The views represented are mine and mine only...

------------------------------

Subject: flavour development in cider
From: Alistair Bell <albell@shaw.ca>
Date: Fri, 05 Dec 2003 12:47:33 -0800

File this posting under "stating the bleedin' obvious", but I've noticed
over the years how the apple flavour of cider changes during fermentation
and maturation.

I mean a progression such as:

sweet apple flavoured juice->slightly bubbly, less sweet apple
flavour->pretty dry, very, very slightly bubbly and not particularly apple
flavoured, indeed not particularly nice tasting->to the final dry, aromatic
apple scent and flavoured cider.

Of course there are lots of chemical changes going on from the end of
primary fermentation to the final product, but it continues to amaze me how
the apple flavour "disappears" only to return in the end.

Alistair

PS Derek, yes, I ought to get up to Cobble Hill area and have a look around
Merridale's operation.

------------------------------

Subject: Re: Cider vs Apple Wine
From: Robert Sandefer <melamor@vzavenue.net>
Date: Fri, 05 Dec 2003 15:58:07 -0500

In my personal attempts to rationalize and categorize the variety of
alcoholic beverages and maintain a certain degree of parsimony, I have
come to favor the position that cider is apple wine and that apple wine is
cider.

To my knowledge there are three sources of sugar and flavor for alcoholic
beverage production: honey, grain, and fruit. Thus, the three fermented
ethanol-containing beverages are: mead, beer, and wine.

Some grape wine proponents may object to such a wide classification of
wine (rather than just the fermented juice of Vitis vinefera), but my
question has always been: How does other fruit differ from grapes? Why do
grapes get the nod for being "wine" while other fruits produce cider,
perry, or wild or country wine? There are of course differences betwen
grapes, apples, etc, but I have always thought of them as differences in
degree rather than in kind--i.e., quantitative rather than qualitative.

I have nothing against the word "cider" except for for the fact that it is
redundant; it means the juice of the apple fermented. How is that not
wine? Add in the consideration that cider has been corrupted in America to
mean juice, and apple wine seems better and better.

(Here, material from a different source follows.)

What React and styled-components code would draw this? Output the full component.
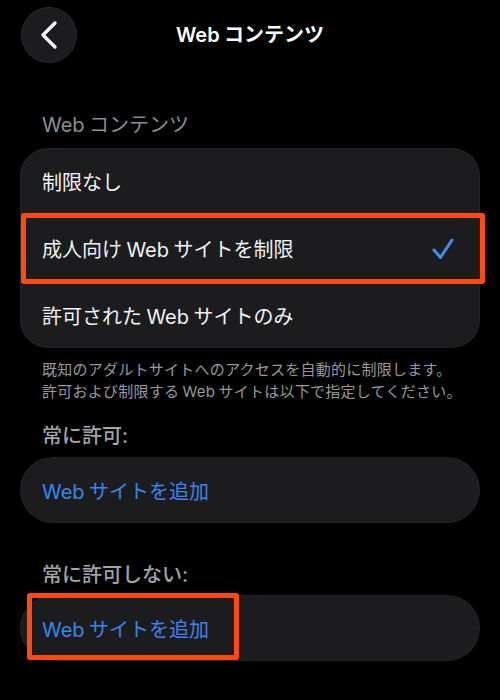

Let us break the monopoly of grapes upon the term of wine.

Robert Sandefer
Arlington, VA

------------------------------

Subject: Carbonating Cider
From: "Drew Zimmerman" <drewzimmer@comcast.net>
Date: Fri, 5 Dec 2003 17:45:09 -0800

[Janitor's note: Pictures to illustrate Drew's filler, described here, may
be seen at:
http://www.talisman.com/cider/cpf.html
]

I've been carbonating my cider in Cornelius kegs for the last three
seasons. It works very well and I prefer it over in-bottle
fermentation. You can control exactly how much carbonation goes into
the cider and there aren't lees left in the bottle that may provide food
for spoilage organisms, plus there are no clouds in your glass from the
bottom of the bottle. After 6 to 8 months it is almost impossible to
tell the difference between this method and in-bottle fermentation. I
know I'm probably going to start another great debate, but I think the
belief that forced carbonation makes bigger bubbles and doesn't last as
long isn't true. As long as the CO2 is dissolved in the cider and it
remains under pressure in the bottle, it doesn't make any difference how
it got there. The size of the bubbles has more to do with the length of
time in the bottle than how they got there.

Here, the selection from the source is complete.